Thank you @jangko. It would be really helpful to use those test cases in this project.
I've written an updated RFC which describes what we have all discussed. I am going to add this proposal to the agenda for August.
@benjie should I edit the original message here to my updated RFC or just throw it in a gist?
Updating this one is fine đ
TL;DR
It would be really nice to have a set of GraphQL Documents which collectively express the entire GraphQL grammar. This would include atypical constructions such as random insertions of comma characters as whitespace.
Problem Statement
The GraphQL query language is well specified with a formal grammar but is large enough that there can be subtle edge cases when constructing parsers, especially when the parser is hand written. The language also continues to be extended and library developers must stay on top of changes to the spec.
Proposed Solution
In addition to the language spec, we should providee an official collection of GraphQL Documents which covers the entire grammar constructed in varying levels of term complexity.

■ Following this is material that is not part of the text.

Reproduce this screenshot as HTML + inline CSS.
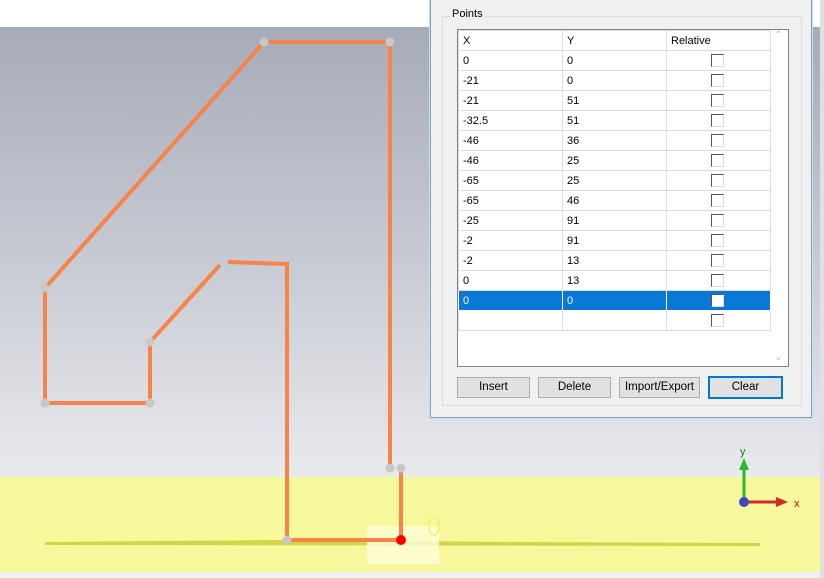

This set of `Golden Documents` should also contain examples which attempt to trip up the parser implementation. For example, inconsistent use of commas or extra commas, complexities around block strings, and ambiguous parses such as:
For every `Golden Document` representing a valid term we would provide a graphql-js AST. For those representing invalid terms we would provide the errors in GraphQL format.
Between the GraphQL Spec examples, the graphql-js test suite, and the nim-graphql test suite we have a large supply of test values. In addition I would also like to build a set of terms based on the chinook-database generated from the Hasura GraphQL Engine.
Such a collection of Documents would be extremely useful for golden testing GraphQL parsers and would help establish a higher standard for parsers across implementation languages.